Friday 3 June 2011

The EU's Hanoi Palace

Hanoi is rightly described by the guide books as 'the grand old dame of the orient'. With its large, almost European, boulevards, mist shrouded lakes and historic colonnaded buildings if you removed the heat and humidity you can sometimes feel as if you're in a French city.

South of the medieval Old Town - dusty, frenetic - is the French Quarter of elegance and refined modernity. It is here that you find shops such as Burberry, Prada and Gucci, 5 star international hotels and the embassy of the European Union.

The embassy is housed on a tree lined road with gleaming black Mercedes and BMW limos parked outside the finest restaurants. The property is a grand old French colonial villa set in extensive grounds and, unlike the Italian embassy opposite (which is less than half the size),  it has a fresh lick of paint and shiny new windows.

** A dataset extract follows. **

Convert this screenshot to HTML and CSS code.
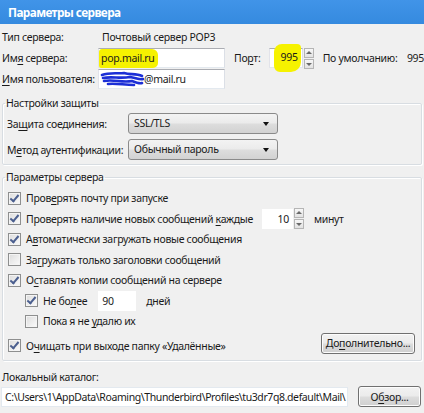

The absurdity of the self promoting monolith of the European Union never fails to amaze me - but this came close. Why does the EU need this amazing property at the heart of Hanoi's 'Beverley Hills'? How much does it cost European taxpayers and does anyone actually know? The worse thing of all is the EU will be replicating this exercise in capital city upon capital city all over the world. But, if you found yourself in trouble in paradise where would you turn? Would you head to the embassy of your home country or the EU palace?